The completely free E-Book for setting up and running a Data Engineering stack on Google Cloud Platform.

NOTE: This book is currently incomplete. If you find errors or would like to fill in the gaps, read the Contributions section.

Table of Contents

Preface
Chapter 1: Setting up a GCP Account
Chapter 2: Setting up Batch Processing Orchestration with Composer and Airflow
Chapter 3: Building a Data Lake with Google Cloud Storage (GCS)
Chapter 4: Building a Data Warehouse with BigQuery
Chapter 5: Setting up DAGs in Composer and Airflow
Chapter 6: Setting up Event-Triggered Pipelines with Cloud Functions
Chapter 7: Parallel Processing with Dataproc and Spark
Chapter 8: Streaming Data with Pub/Sub
Chapter 9: Managing Credentials with Google Secret Manager
Chapter 10: Infrastructure as Code with Terraform
Chapter 11: Deployment Pipelines with Cloud Build
Chapter 12: Monitoring and Alerting
Chapter 13: Up and Running - Building a Complete Data Engineering Infrastructure
Appendix A: Example Code Repository


Chapter 11: Deployment Pipelines with Cloud Build: Deployment Pipelines with Cloud Build

We've been talking a lot about data pipelines in this book, but in this chapter we'll be building another type of pipeline: a deployment pipeline.

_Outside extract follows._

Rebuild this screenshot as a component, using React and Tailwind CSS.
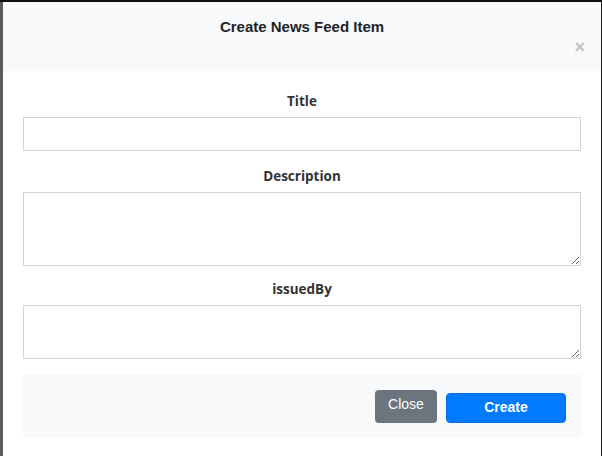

A deployment pipeline is the series of steps that occur between when a developer wants to put their code in production and when it actually gets there. This is also sometimes called a "build pipeline" or a "CI/CD pipeline". The concept of continuous integration/continuous delivery ("CI/CD"), is often intertwined with a deployment pipeline, but they are distinct. CI/CD is a strategy that allows developers to integrate their code into production whenever it is ready, whereas a deployment pipeline is the tool used to actually get the code into production. The deployment pipeline we are building in this chapter is compatible with a CI/CD strategy. More information on CI/CD is available here.

In general terms, we are going to create a deployment pipeline where anytime code is pushed into our master branch a pipeline will run automated tests then deploy the code to GCP.

In this chapter we are going to: 1. Instantiate a Composer (Airflow) instance. 2. Create a GitHub repo and connect it to GCP. 3. Create some DAGs with unit tests. 4. Create a GCP trigger that will test and deploy our DAGs when they our pushed into our repo. 5. Push our code to our repo and watch Cloud Build deploy it on our behalf.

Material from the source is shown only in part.